* _What the task asks_: Reproduce all the lines below exactly and omit the images.

* _Information shown_:

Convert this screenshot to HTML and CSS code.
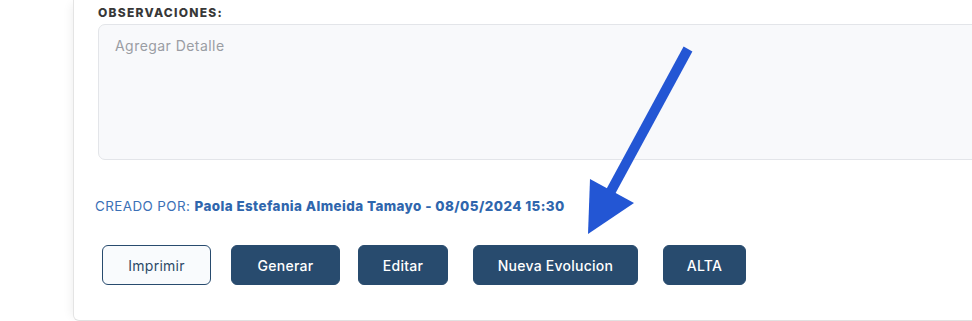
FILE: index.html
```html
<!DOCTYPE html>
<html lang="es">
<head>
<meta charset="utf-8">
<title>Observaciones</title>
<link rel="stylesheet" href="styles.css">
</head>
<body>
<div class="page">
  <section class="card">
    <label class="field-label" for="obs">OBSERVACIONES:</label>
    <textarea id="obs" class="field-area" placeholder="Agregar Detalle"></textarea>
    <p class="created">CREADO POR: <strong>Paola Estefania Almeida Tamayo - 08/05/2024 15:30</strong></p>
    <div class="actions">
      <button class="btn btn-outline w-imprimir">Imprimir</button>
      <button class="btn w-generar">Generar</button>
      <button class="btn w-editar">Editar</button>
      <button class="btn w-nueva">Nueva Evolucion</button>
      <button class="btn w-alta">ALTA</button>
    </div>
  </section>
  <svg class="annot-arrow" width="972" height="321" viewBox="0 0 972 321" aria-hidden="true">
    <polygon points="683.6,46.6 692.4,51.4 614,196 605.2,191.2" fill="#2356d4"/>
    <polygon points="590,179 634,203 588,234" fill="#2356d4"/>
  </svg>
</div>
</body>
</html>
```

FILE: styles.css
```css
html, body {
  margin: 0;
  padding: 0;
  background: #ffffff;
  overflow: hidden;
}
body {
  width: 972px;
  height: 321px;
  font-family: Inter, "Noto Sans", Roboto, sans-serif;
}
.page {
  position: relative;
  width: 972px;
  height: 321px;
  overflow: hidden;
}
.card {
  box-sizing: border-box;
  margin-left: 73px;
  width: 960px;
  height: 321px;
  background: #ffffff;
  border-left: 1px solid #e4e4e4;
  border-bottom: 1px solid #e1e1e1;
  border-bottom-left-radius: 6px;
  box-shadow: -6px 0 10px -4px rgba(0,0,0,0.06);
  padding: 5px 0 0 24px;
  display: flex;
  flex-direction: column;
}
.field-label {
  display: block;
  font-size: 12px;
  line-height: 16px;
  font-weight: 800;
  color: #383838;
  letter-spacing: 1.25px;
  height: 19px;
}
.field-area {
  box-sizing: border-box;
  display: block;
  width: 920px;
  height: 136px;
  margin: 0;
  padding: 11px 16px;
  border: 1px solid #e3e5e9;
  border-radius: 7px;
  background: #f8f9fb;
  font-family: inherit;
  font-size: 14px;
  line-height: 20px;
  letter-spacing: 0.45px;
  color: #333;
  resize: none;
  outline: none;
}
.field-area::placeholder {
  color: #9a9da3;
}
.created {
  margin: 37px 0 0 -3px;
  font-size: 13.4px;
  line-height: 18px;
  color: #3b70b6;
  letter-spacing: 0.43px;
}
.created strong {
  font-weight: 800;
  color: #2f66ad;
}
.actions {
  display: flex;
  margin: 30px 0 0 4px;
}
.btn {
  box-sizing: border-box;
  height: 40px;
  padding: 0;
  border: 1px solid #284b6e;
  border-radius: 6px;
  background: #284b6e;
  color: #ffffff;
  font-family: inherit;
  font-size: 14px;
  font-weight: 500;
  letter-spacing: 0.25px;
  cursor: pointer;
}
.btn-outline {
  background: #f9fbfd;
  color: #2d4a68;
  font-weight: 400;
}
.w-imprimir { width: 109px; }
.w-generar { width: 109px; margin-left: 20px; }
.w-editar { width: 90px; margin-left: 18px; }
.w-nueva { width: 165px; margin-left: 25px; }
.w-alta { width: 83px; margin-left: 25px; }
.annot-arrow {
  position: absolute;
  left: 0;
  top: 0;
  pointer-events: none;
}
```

* _Answer to the problem_:
Convert this screenshot to HTML and CSS code.
FILE: index.html
```html
<!DOCTYPE html>
<html lang="es">
<head>
<meta charset="utf-8">
<title>Observaciones</title>
<link rel="stylesheet" href="styles.css">
</head>
<body>
<div class="page">
  <section class="card">
    <label class="field-label" for="obs">OBSERVACIONES:</label>
    <textarea id="obs" class="field-area" placeholder="Agregar Detalle"></textarea>
    <p class="created">CREADO POR: <strong>Paola Estefania Almeida Tamayo - 08/05/2024 15:30</strong></p>
    <div class="actions">
      <button class="btn btn-outline w-imprimir">Imprimir</button>
      <button class="btn w-generar">Generar</button>
      <button class="btn w-editar">Editar</button>
      <button class="btn w-nueva">Nueva Evolucion</button>
      <button class="btn w-alta">ALTA</button>
    </div>
  </section>
  <svg class="annot-arrow" width="972" height="321" viewBox="0 0 972 321" aria-hidden="true">
    <polygon points="683.6,46.6 692.4,51.4 614,196 605.2,191.2" fill="#2356d4"/>
    <polygon points="590,179 634,203 588,234" fill="#2356d4"/>
  </svg>
</div>
</body>
</html>
```

FILE: styles.css
```css
html, body {
  margin: 0;
  padding: 0;
  background: #ffffff;
  overflow: hidden;
}
body {
  width: 972px;
  height: 321px;
  font-family: Inter, "Noto Sans", Roboto, sans-serif;
}
.page {
  position: relative;
  width: 972px;
  height: 321px;
  overflow: hidden;
}
.card {
  box-sizing: border-box;
  margin-left: 73px;
  width: 960px;
  height: 321px;
  background: #ffffff;
  border-left: 1px solid #e4e4e4;
  border-bottom: 1px solid #e1e1e1;
  border-bottom-left-radius: 6px;
  box-shadow: -6px 0 10px -4px rgba(0,0,0,0.06);
  padding: 5px 0 0 24px;
  display: flex;
  flex-direction: column;
}
.field-label {
  display: block;
  font-size: 12px;
  line-height: 16px;
  font-weight: 800;
  color: #383838;
  letter-spacing: 1.25px;
  height: 19px;
}
.field-area {
  box-sizing: border-box;
  display: block;
  width: 920px;
  height: 136px;
  margin: 0;
  padding: 11px 16px;
  border: 1px solid #e3e5e9;
  border-radius: 7px;
  background: #f8f9fb;
  font-family: inherit;
  font-size: 14px;
  line-height: 20px;
  letter-spacing: 0.45px;
  color: #333;
  resize: none;
  outline: none;
}
.field-area::placeholder {
  color: #9a9da3;
}
.created {
  margin: 37px 0 0 -3px;
  font-size: 13.4px;
  line-height: 18px;
  color: #3b70b6;
  letter-spacing: 0.43px;
}
.created strong {
  font-weight: 800;
  color: #2f66ad;
}
.actions {
  display: flex;
  margin: 30px 0 0 4px;
}
.btn {
  box-sizing: border-box;
  height: 40px;
  padding: 0;
  border: 1px solid #284b6e;
  border-radius: 6px;
  background: #284b6e;
  color: #ffffff;
  font-family: inherit;
  font-size: 14px;
  font-weight: 500;
  letter-spacing: 0.25px;
  cursor: pointer;
}
.btn-outline {
  background: #f9fbfd;
  color: #2d4a68;
  font-weight: 400;
}
.w-imprimir { width: 109px; }
.w-generar { width: 109px; margin-left: 20px; }
.w-editar { width: 90px; margin-left: 18px; }
.w-nueva { width: 165px; margin-left: 25px; }
.w-alta { width: 83px; margin-left: 25px; }
.annot-arrow {
  position: absolute;
  left: 0;
  top: 0;
  pointer-events: none;
}
```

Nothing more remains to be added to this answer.